Il problema è davvero il ragazzo di turno che con qualche amico decide di riempire il proprio tempo con un’azione che priva la società di qualcosa e a lui restituisce scariche di adrenalina che si esauriscono in pochi istanti? La risposta è ovviamente no. Non sono un “professorone”, non ho particolare cultura sui temi sociali, se non solo una sensibilità innata verso i tempi di prossimità avendo abitato e vissuto in zone periferiche da sempre. Sono nato al San Paolo, cresciuto ad Enziteto, lì ho fatto le scuole, e poi da quasi 20 anni sono ritornato con la mia famiglia al San Paolo. Sono stato anche io ragazzo di strada e sono certo che l’atto vandalico a cui abbiamo assistito ieri e a cui assistiamo sovente non è il problema.

Al più è una conseguenza del problema. Il problema su cui ci dovremmo soffermare è la risposta alla domanda “Ma cosa spinge un ragazzo a deturpare il bene pubblico, a non avere rispetto dei morti, ad andare contro le volontà della comunità di avere una targa simbolo di lotta alla violenza sulle donne?”

No, questi ragazzi non sono irrispettosi, non ce l’hanno con Edda e spesso hanno una sensibilità che chi giudica dall’alto verso il basso non capirà mai. Questi ragazzi vivono un vuoto esistenziale, manca loro qualcosa da fare. E spesso hanno bisogno di questi atti per rivendicare la propria presenza, per gridare a tutti noi “Ci sono anche io qui!”

Questa non è retorica. È una vera e propria questione politica. Dobbiamo investire sui servizi sociali, sulle realtà del terzo settore. Basta alle politiche pensate dall’alto verso il basso: non servono progetti costruiti sui tavoli istituzionali e portati nei quartieri periferici. Basta “riempire” le nostre zone di iniziative progettualmente perfette ma sostanzialmente sterili.  Semplifichiamo i processi per accedere ai micro-finanziamenti pubblici che consentirebbero di far aderire ai bandi gli animatori sociali veri, quelli che da sempre lavorano in prossimità e che spesso vengono esclusi perché mancano di requisiti.

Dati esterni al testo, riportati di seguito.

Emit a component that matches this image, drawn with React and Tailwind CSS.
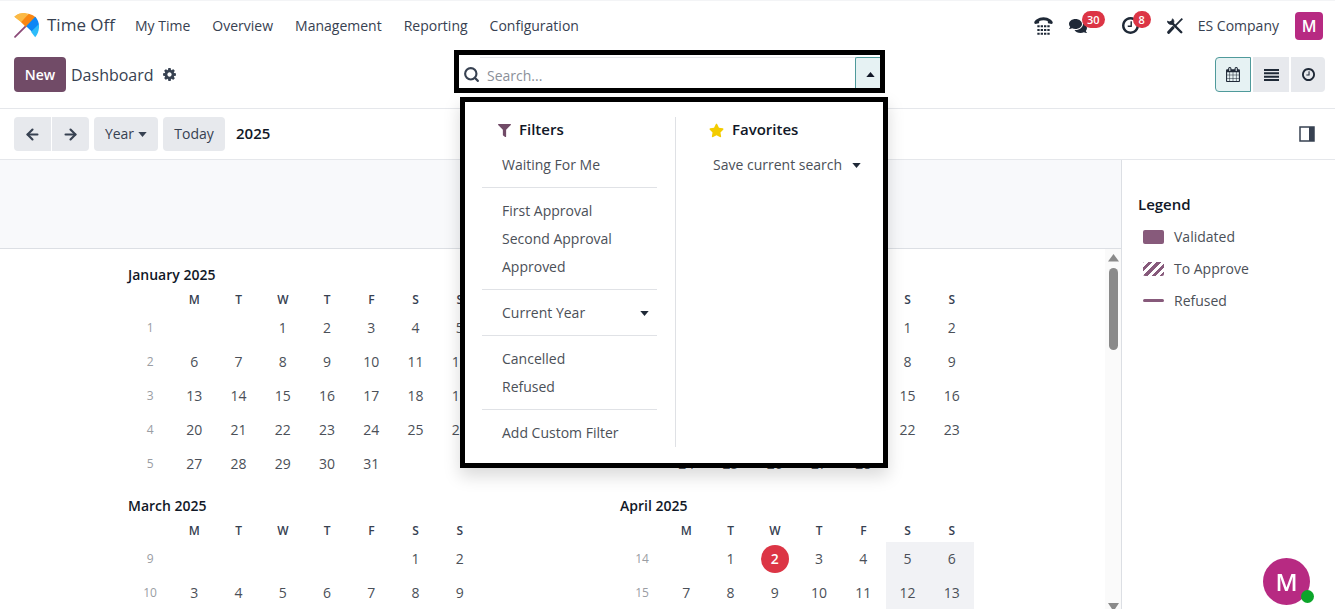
import { useState } from "react";
import { FaComments, FaFilter, FaStar } from "react-icons/fa";
import { ArrowLeft, ArrowRight, Search } from "lucide-react";

const menus = ["My Time", "Overview", "Management", "Reporting", "Configuration"];
const weekDays = ["M", "T", "W", "T", "F", "S", "S"];
const monthNames = [
  "January", "February", "March", "April", "May", "June",
  "July", "August", "September", "October", "November", "December",
];

const YEAR = 2025;
const TODAY = new Date(YEAR, 3, 2);

// ISO week number of the given monday
function weekNumber(monday) {
  const thursday = new Date(monday.getFullYear(), monday.getMonth(), monday.getDate() + 3);
  const start = new Date(thursday.getFullYear(), 0, 1);
  return Math.floor(Math.round((thursday - start) / 86400000) / 7) + 1;
}

function getWeeks(month) {
  const offset = (new Date(YEAR, month, 1).getDay() + 6) % 7;
  const total = new Date(YEAR, month + 1, 0).getDate();
  const weeks = [];
  for (let first = 1 - offset; first <= total; first += 7) {
    const days = weekDays.map((_, i) => {
      const day = first + i;
      return day >= 1 && day <= total ? day : null;
    });
    weeks.push({ number: weekNumber(new Date(YEAR, month, first)), days });
  }
  return weeks;
}

function Caret({ up = false }) {
  return (
    <svg viewBox="0 0 10 6" className="w-[9px] h-[5px] shrink-0" fill="currentColor" aria-hidden="true">
      <path d={up ? "M0 6 5 0l5 6z" : "M0 0h10L5 6z"} />
    </svg>
  );
}

function Logo() {
  return (
    <svg viewBox="0 0 72 72" className="w-[25px] h-[25px]" aria-hidden="true">
      <path d="M34 38 3 69" stroke="#8b4a78" strokeWidth="5" strokeLinecap="round" />
      <path d="M1 11C9 3 20 0 31 0L52 19 35 37Z" fill="#fbb945" />
      <path d="M20 26 42 2C51 4 58 8 64 14L35 41Z" fill="#f98612" />
      <path d="M1 11C9 3 20 0 31 0L42 2 20 26Z" fill="#fbb945" />
      <path d="M35 38 61 11C68 18 72 28 72 38L54 56Z" fill="#0d86f5" />
      <path d="M49 54 72 32C73 46 70 60 61 70Z" fill="#2ebcfa" />
    </svg>
  );
}

function CogIcon() {
  return (
    <svg viewBox="0 0 1792 1792" className="w-[15px] h-[15px]" fill="currentColor" aria-hidden="true">
      <path d="M1152 896q0-106-75-181t-181-75-181 75-75 181 75 181 181 75 181-75 75-181zm512-109v222q0 12-8 23t-20 13l-185 28q-19 54-39 91 35 50 107 138 10 12 10 25t-9 23q-27 37-99 108t-94 71q-12 0-26-9l-138-108q-44 23-91 38-16 136-29 186-7 28-36 28h-222q-14 0-24.5-8.5t-11.5-21.5l-28-184q-49-16-90-37l-141 107q-10 9-25 9-14 0-25-11-126-114-165-168-7-10-7-23 0-12 8-23 15-21 51-66.5t54-70.5q-27-50-41-99l-183-27q-13-2-21-12.500t-8-23.500v-222q0-12 8-23t19-13l186-28q14-46 39-92-40-57-107-138-10-12-10-24 0-10 9-23 26-36 98.500-107.500t94.500-71.500q13 0 26 10l138 107q44-23 91-38 16-136 29-186 7-28 36-28h222q14 0 24.500 8.500t11.500 21.500l28 184q49 16 90 37l142-107q9-9 24-9 13 0 25 10 129 119 165 170 7 8 7 22 0 12-8 23-15 21-51 66.500t-54 70.500q26 50 41 98l183 28q13 2 21 12.500t8 23.500z" />
    </svg>
  );
}

function CalendarIcon() {
  return (
    <svg viewBox="64 0 1664 1792" className="w-[14px] h-[15px]" fill="currentColor" aria-hidden="true">
      <path d="M192 1664h288v-288h-288v288zm352 0h320v-288h-320v288zm-352-352h288v-320h-288v320zm352 0h320v-320h-320v320zm-352-384h288v-288h-288v288zm736 736h320v-288h-320v288zm-384-736h320v-288h-320v288zm768 736h288v-288h-288v288zm-384-352h320v-320h-320v320zm-352-864v-288q0-13-9.500-22.500t-22.500-9.500h-64q-13 0-22.500 9.500t-9.500 22.500v288q0 13 9.500 22.500t22.500 9.500h64q13 0 22.500-9.500t9.500-22.500zm736 864h288v-320h-288v320zm-384-384h320v-288h-320v288zm384 0h288v-288h-288v288zm32-480v-288q0-13-9.500-22.500t-22.500-9.500h-64q-13 0-22.500 9.500t-9.500 22.500v288q0 13 9.500 22.500t22.500 9.500h64q13 0 22.500-9.500t9.500-22.500zm384-64v1280q0 52-38 90t-90 38h-1408q-52 0-90-38t-38-90v-1280q0-52 38-90t90-38h128v-96q0-66 47-113t113-47h64q66 0 113 47t47 113v96h384v-96q0-66 47-113t113-47h64q66 0 113 47t47 113v96h128q52 0 90 38t38 90z" />
    </svg>
  );
}

function ClockIcon({ className }) {
  return (
    <svg viewBox="128 128 1536 1536" className={className} fill="currentColor" aria-hidden="true">
      <path d="M1024 544v448q0 14-9 23t-23 9h-320q-14 0-23-9t-9-23v-64q0-14 9-23t23-9h224v-352q0-14 9-23t23-9h64q14 0 23 9t9 23zm416 352q0-148-73-273t-198-198-273-73-273 73-198 198-73 273 73 273 198 198 273 73 273-73 198-198 73-273zm224 0q0 209-103 385.500t-279.500 279.500-385.500 103-385.500-103-279.500-279.500-103-385.500 103-385.500 279.500-279.500 385.500-103 385.500 103 279.500 279.500 103 385.500z" />
    </svg>
  );
}

function PhoneIcon() {
  return (
    <svg viewBox="0 0 57 54" className="w-[19px] h-[18px]" fill="currentColor" aria-hidden="true">
      <path d="M1 19C-1 12 12 1 28.500 1S58 12 56 19l-3 2-11-2-1-7C33 9 24 9 16 12l-1 7-11 2z" />
      <path d="M10 28h37M10 39h37M10 50h37" stroke="currentColor" strokeWidth="6" strokeDasharray="7 3" />
    </svg>
  );
}

function ToolsIcon() {
  return (
    <svg viewBox="0 0 46 46" className="w-4 h-4" fill="none" stroke="currentColor" aria-hidden="true">
      <path d="M12 12 41 41" strokeWidth="7" strokeLinecap="round" />
      <path d="M1 9a11 11 0 0 0 15 9 10 10 0 0 0 0-16l-3 7-6 2z" fill="currentColor" strokeWidth="2" />
      <path d="M44 2 22 24" strokeWidth="5" />
      <path d="M17 28 5 41" strokeWidth="9" strokeLinecap="round" />
    </svg>
  );
}

function Navbar() {
  return (
    <header className="h-[50px] shrink-0 border-t border-gray-100 pl-3.5 pr-3 flex items-center justify-between">
      <div className="flex items-center">
        <a href="#" className="flex items-center gap-2 text-[17px] text-[#374151]">
          <Logo />
          Time Off
        </a>
        <nav className="ml-5 flex gap-[22px]">
          {menus.map((menu) => (
            <a key={menu} href="#">{menu}</a>
          ))}
        </nav>
      </div>

      <div className="flex items-center text-[#1f2937]">
        <button aria-label="Phone"><PhoneIcon /></button>
        <button aria-label="Messages" className="relative ml-4">
          <FaComments className="w-[18px] h-[18px]" />
          <span className="absolute -top-[6px] left-[13px] h-[17px] w-[23px] rounded-full bg-[#dc3545] text-white text-[11px] leading-[17px] font-semibold">30</span>
        </button>
        <button aria-label="Activities" className="relative ml-[35px]">
          <ClockIcon className="w-[17px] h-[17px]" />
          <span className="absolute -top-[6px] left-[11px] h-[17px] w-[18px] rounded-full bg-[#dc3545] text-white text-[11px] leading-[17px] font-semibold">8</span>
        </button>
        <button aria-label="Tools" className="ml-7"><ToolsIcon /></button>
        <button className="ml-[15px] text-[#374151]">ES Company</button>
        <button aria-label="Account" className="ml-4 h-7 w-7 rounded bg-[#b72a82] text-white text-base font-semibold">M</button>
      </div>
    </header>
  );
}

function MenuItem({ children, caret = false }) {
  return (
    <button className="w-full h-7 pl-5 pr-2 flex items-center justify-between text-left text-[#4b5058]">
      {children}
      {caret && <span className="text-[#1f2937]"><Caret /></span>}
    </button>
  );
}

function Divider() {
  return <hr className="mt-2 mb-[9px] border-[#e0e2e6]" />;
}

function SearchMenu() {
  return (
    <div className="absolute z-10 left-px top-[42px] w-[428px] border-5 border-black bg-white pt-[15px] pb-4 flex shadow-[0_8px_16px_rgba(0,0,0,0.15)]">
      <section className="w-[211px] pl-[17px] pr-[18px] border-r border-[#dfe1e5]">
        <h2 className="h-[26px] mb-2 pl-4 flex items-center gap-2 text-[15px] font-semibold text-[#111827]">
          <FaFilter className="w-[13px] h-[13px] text-[#714b67]" />
          Filters
        </h2>
        <MenuItem>Waiting For Me</MenuItem>
        <Divider />
        <MenuItem>First Approval</MenuItem>
        <MenuItem>Second Approval</MenuItem>
        <MenuItem>Approved</MenuItem>
        <Divider />
        <MenuItem caret>Current Year</MenuItem>
        <Divider />
        <MenuItem>Cancelled</MenuItem>
        <MenuItem>Refused</MenuItem>
        <Divider />
        <MenuItem>Add Custom Filter</MenuItem>
      </section>
      <section className="flex-1 pl-[17px] pr-[14px]">
        <h2 className="h-[26px] mb-2 pl-4 flex items-center gap-2 text-[15px] font-semibold text-[#111827]">
          <FaStar className="w-[15px] h-[15px] text-[#f3cc00]" />
          Favorites
        </h2>
        <MenuItem caret>Save current search</MenuItem>
      </section>
    </div>
  );
}

function ControlPanel() {
  const [open, setOpen] = useState(true);

  return (
    <div className="h-[59px] shrink-0 border-b border-gray-200 pl-3.5 pr-2.5 grid grid-cols-[1fr_431px_1fr] items-start">
      <div className="pt-[7px] flex items-center">
        <button className="h-[35px] w-[52px] rounded bg-[#714b67] text-white font-semibold">New</button>
        <span className="ml-[5px] text-base text-[#374151]">Dashboard</span>
        <button aria-label="Actions" className="ml-2 text-[#374151]"><CogIcon /></button>
      </div>

      <div className="relative h-[43px] border-5 border-black flex items-stretch">
        <label htmlFor="search" className="pt-[6px] pl-1 flex items-center">
          <Search size={17} strokeWidth={3} aria-label="Search" />
        </label>
        <input
          id="search"
          type="text"
          placeholder="Search..."
          className="flex-1 min-w-0 mt-[2px] pt-[5px] pl-[7px] border-t border-gray-200 outline-none placeholder:text-[#8b9099]"
        />
        <button
          aria-label="Toggle search panel"
          onClick={() => setOpen(!open)}
          className="w-[25px] mt-[2px] pt-[3px] pl-[5px] flex items-center justify-center border-l border-t border-[#4f9a9b] rounded-tl-xs bg-[#e6f2f3] text-[#111827]"
        >
          <Caret up />
        </button>
        {open && <SearchMenu />}
      </div>

      <div className="pt-[7px] flex justify-end gap-[2px] text-[#1f2937]">
        <button aria-label="Calendar" className="h-[35px] w-9 rounded-l border border-[#4f9a9b] bg-[#e6f2f3] flex items-center justify-center">
          <CalendarIcon />
        </button>
        <button aria-label="List" className="h-[35px] w-9 bg-[#e7e9ed] flex items-center justify-center">
          <svg viewBox="0 0 15 12" className="w-[15px] h-3" stroke="currentColor" strokeWidth="2" aria-hidden="true">
            <path d="M0 1h15M0 4.330h15M0 7.660h15M0 11h15" />
          </svg>
        </button>
        <button aria-label="Activity" className="h-[35px] w-[34px] rounded-r bg-[#e7e9ed] flex items-center justify-center">
          <ClockIcon className="w-[13px] h-[13px]" />
        </button>
      </div>
    </div>
  );
}

function Toolbar() {
  return (
    <div className="h-[51px] shrink-0 border-b border-gray-200 pl-3.5 pr-5 flex items-center justify-between">
      <div className="flex items-center gap-[5px] font-semibold text-[#374151]">
        <div className="flex gap-px">
          <button aria-label="Previous" className="h-[34px] w-[37px] rounded-l bg-[#e7e9ed] flex items-center justify-center">
            <ArrowLeft size={17} strokeWidth={3} />
          </button>
          <button aria-label="Next" className="h-[34px] w-[37px] rounded-r bg-[#e7e9ed] flex items-center justify-center">
            <ArrowRight size={17} strokeWidth={3} />
          </button>
        </div>
        <button className="h-[34px] w-16 rounded bg-[#e7e9ed] flex items-center justify-center gap-1 font-medium">
          Year <Caret />
        </button>
        <button className="h-[34px] w-[62px] rounded bg-[#e7e9ed] font-medium">Today</button>
        <span className="ml-[6px] text-[15px] text-[#111827]">{YEAR}</span>
      </div>
      <button aria-label="Toggle side panel" className="text-[#374151]">
        <svg viewBox="0 0 16 16" className="w-4 h-4" aria-hidden="true">
          <path d="M1 1h14v14H1z" fill="none" stroke="currentColor" strokeWidth="1.500" />
          <path d="M10 1h5v14h-5z" fill="currentColor" />
        </svg>
      </button>
    </div>
  );
}

function Month({ month }) {
  return (
    <section>
      <h3 className="h-[26px] flex items-center font-semibold text-[#111827]">
        {monthNames[month]} {YEAR}
      </h3>
      <table className="w-[354px] table-fixed text-center">
        <thead>
          <tr className="h-[23px] text-xs text-[#374151]">
            <th></th>
            {weekDays.map((day, idx) => (
              <th key={idx} className="p-0 font-semibold">{day}</th>
            ))}
          </tr>
        </thead>
        <tbody>
          {getWeeks(month).map((week) => (
            <tr key={week.number} className="h-[34px]">
              <td className="p-0 text-xs text-[#9a9da3]">{week.number}</td>
              {week.days.map((day, idx) => {
                const date = new Date(YEAR, month, day || 1);
                const today = day && date.getTime() === TODAY.getTime();
                const closed = day && idx > 4 && date > TODAY;
                return (
                  <td key={idx} className={closed ? "p-0 bg-[#f1f2f5]" : "p-0"}>
                    {today ? (
                      <span className="mx-auto h-7 w-7 rounded-full bg-[#dc3545] text-white font-semibold flex items-center justify-center">
                        {day}
                      </span>
                    ) : (
                      day
                    )}
                  </td>
                );
              })}
            </tr>
          ))}
        </tbody>
      </table>
    </section>
  );
}

function YearView() {
  const [count, setCount] = useState(4);

  // Load the next two months when the user gets near the bottom
  const handleScroll = (e) => {
    const { scrollTop, clientHeight, scrollHeight } = e.target;
    if (scrollTop + clientHeight > scrollHeight - 60) {
      setCount((c) => Math.min(c + 2, monthNames.length));
    }
  };

  return (
    <div className="flex-1 min-w-0 flex flex-col">
      <div className="h-[89px] shrink-0 border-b border-[#dcdfe4] bg-[#f8f9fb]"></div>
      <div className="flex-1 min-h-0 flex">
        <div
          onScroll={handleScroll}
          className="flex-1 overflow-y-auto [scrollbar-width:none] pt-[13px] pl-32 pr-[131px] grid grid-cols-[auto_auto] justify-between content-start gap-y-3 text-[#4b5058]"
        >
          {monthNames.slice(0, count).map((name, idx) => (
            <Month key={name} month={idx} />
          ))}
        </div>
        {/* Scrollbar */}
        <div className="w-4 pt-[5px] bg-[#fafafa] flex flex-col items-center text-[#8a8a8a]">
          <svg viewBox="0 0 11 8" className="w-[11px] h-2" fill="currentColor" aria-hidden="true">
            <path d="M5.500 0 11 7.500H0z" />
          </svg>
          <div className="mt-[6px] h-[82px] w-[9px] rounded-full bg-[#8a8a8a]"></div>
          <svg viewBox="0 0 11 8" className="mt-auto w-[11px] h-[6px]" fill="currentColor" preserveAspectRatio="none" aria-hidden="true">
            <path d="M0 0h11L7 8H4z" />
          </svg>
        </div>
      </div>
    </div>
  );
}

function Legend() {
  return (
    <aside className="w-[214px] shrink-0 border-l border-[#dcdfe4] pt-8 pl-4">
      <h2 className="h-6 text-[15px] leading-6 font-semibold text-[#111827]">Legend</h2>
      <ul className="mt-[6px] pl-[5px] flex flex-col gap-[3px] text-[#4b5058]">
        <li className="h-[29px] flex items-center gap-2.5">
          <span className="w-[21px] h-[14px] rounded-xs bg-[#875a7b]"></span>
          Validated
        </li>
        <li className="h-[29px] flex items-center gap-2.5">
          <span className="w-[21px] h-[14px] rounded-xs bg-[repeating-linear-gradient(-45deg,#875a7b_0_3px,#fff_3px_6px)]"></span>
          To Approve
        </li>
        <li className="h-[29px] flex items-center gap-2.5">
          <span className="w-[21px] h-[3px] rounded-xs bg-[#875a7b]"></span>
          Refused
        </li>
      </ul>
    </aside>
  );
}

function App() {
  return (
    <div className="h-screen flex flex-col overflow-hidden bg-white text-sm text-[#374151] font-['Open_Sans','Noto_Sans',sans-serif]">
      <Navbar />
      <ControlPanel />
      <Toolbar />
      <main className="flex-1 min-h-0 flex">
        <YearView />
        <Legend />
      </main>

      {/* Chat bubble */}
      <button
        aria-label="Open chat"
        className="fixed bottom-1 right-[25px] h-[47px] w-[47px] rounded-full bg-[#b72a82] text-white text-2xl font-semibold"
      >
        M
        <span className="absolute bottom-[2px] -right-1 h-[13px] w-[13px] rounded-full bg-[#0da52a]"></span>
      </button>
    </div>
  );
}

export default App;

Servono attività vere che rispondano alle esigenze del territorio. Ripartiamo dal confronto con la cittadinanza, dagli incontri con i comitati di Quartiere, con gli oratori. Sono loro le vere “sentinelle” della società, sono loro gli unici che possano fornire ai decision maker elementi per prendere decisioni che non guardino solo la punta dell’iceberg del problema ma riescano davvero ad entrare nell’epiderma sociale della natura altamente complessa della devianza giovanile.

E lancio un appello a tutti i consiglieri con i quali stiamo pensando di riacquistare la nuova targa commemorativa. Coinvolgiamo i ragazzi di Via Candura al San Paolo e invitiamoli alla nuova posa della stessa. Saranno loro i primi a preservare quel bene e far sì che sia un fiore all’occhiello della collettività.